Bovey told KREM 2, “I don’t want it to be just one of my posters, you know what I am saying?”

Since 1988, when it was converted to a dollar theater, the Garland has consistently kept ticket prices low, aside from one small exception, when admission is free.  At 9:30 a.m. on summer weekdays, the theater opens its doors to hundreds of children.
 
Bovey said, "I think it’s the heart and soul of not only the neighborhood but the city in my opinion.” He continued, “I felt like I had to do something. With my sons help, I put together a video. I just tried to speak from the heart and communicate what I love about the theater.”
 
Alongside the video, Chris started a GoFundMe page which quickly raised over $45,000 from hundreds of other people with love for the old theater. Later, Bovey received a matching $45,000 grant from the State of Washington.

More importantly, because of the fundraiser, Bovey met Tyler Arnold, someone else with trouble letting go of things from the past.  

Arnold said, “Watching things that you care about be thrown away, it is like if no one else is going to save it, maybe that is my job.”

Tyler Arnold started rescuing arcade machines 15 years ago. Eight years ago, he bought an old building with the hopes of opening an arcade. Arnold said, “The city said if you want to use that building for anything other than a house, it has to be a church, so we went yeah, we can make that work.”
 
When the Arcade Church got too big, he moved into an old Thai restaurant with twice the space. Arnold said they are running 105 arcade games and about 50 pinball machines.

In 2022 Arnold quit his tattoo job to focus entirely on running the Jedi Alliance.

It is a bizarre, yet familiar story. Arnold said, “I realized I am in the nostalgia business, he’s also in the nostalgia business. The two are like-minded individuals who share the same philosophy that some things are worth passing onto the next generation. They said when they finally connected it was like stepbrothers!

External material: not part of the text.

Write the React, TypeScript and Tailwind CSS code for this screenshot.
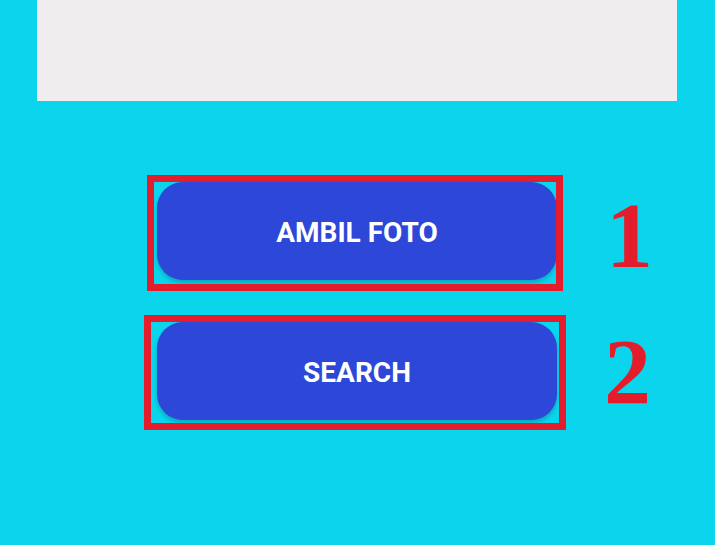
export default function App() {
  const buttons = [
    { label: "AMBIL FOTO", num: "1", box: "-left-[10px] -right-[6px] -top-[7px] -bottom-[11px]", numPos: "left-[449px] top-[6px]" },
    { label: "SEARCH", num: "2", box: "-left-[13px] -right-[9px] -top-[7px] -bottom-[10px]", numPos: "left-[447px] top-[2px]" },
  ];

  return (
    <div className="flex h-[545px] w-[715px] flex-col items-center bg-[#0bd5ec] font-['Roboto',sans-serif]">
      <div className="mr-[1px] h-[101px] w-[640px] bg-[#efeded]" />
      <div className="mr-[1px] mt-[81px] flex flex-col gap-[42px]">
        {buttons.map((b) => (
          <div key={b.label} className="relative">
            <button
              type="button"
              className="flex h-[98px] w-[400px] items-center justify-center rounded-[26px] bg-[#2d47d8] pt-[3px] text-[28px] font-bold text-white shadow-[0_3px_4px_rgba(0,0,0,0.2)]"
            >
              {b.label}
            </button>
            <div className={`pointer-events-none absolute border-[7px] border-[#e41d2c] ${b.box}`} />
            <span
              className={`absolute font-['Liberation_Serif',serif] text-[94px] font-bold leading-none text-[#e41d2c] ${b.numPos}`}
            >
              {b.num}
            </span>
          </div>
        ))}
      </div>
    </div>
  );
}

They said, “We would say the same idea and be like dude, that is what I was thinking and then he was like I was thinking that. We would be like, did we just become best friends? Yup!”

The duo also has love for the theater, and they don’t want to see it die. Arnold said, “Everything is in danger of becoming a strip mall and it’s a very sterile environment and sterile environments are very boring to me.” He added that movies are one of his biggest escapes and one thing that he loves most in life.

This is evident from the lines tattooed on his fingers to his massive poster collection to his museum of movie props and costumes located above the arcade. He said, “I have been training my entire life for this.”

Bovey says Arnold has an affinity for movies, especially weird movies. Chris brings something else to the table, however. His work in vintage print has made him one of the most sought-after artists in Spokane.

Now he has an entire theater as a canvas and a chance to put his other passion to use. Restoring old neon. Bovey said, “This is such a unique theater that they had neon on the inside and not just on the outside on the marquees which got added later.” 

Sitting in theater seats, Arnold said, “You could make the same exact popcorn, drink the same soda, eat the same candy at home, but somehow it just tastes better being in this environment.” " I totally agree," added Bovey.
 
It's another weekday morning and before the children file in, the future Creative Director is sitting next to the future General Manager, talking about what else? Movies. 
 
The two say, “To be able to team up with someone who, you know, completely sees the future for this theater and wants it to last forever, you know, and be able to creatively team up with someone like that is pretty exciting to me. We are going on this crazy journey together. We will see what happens.”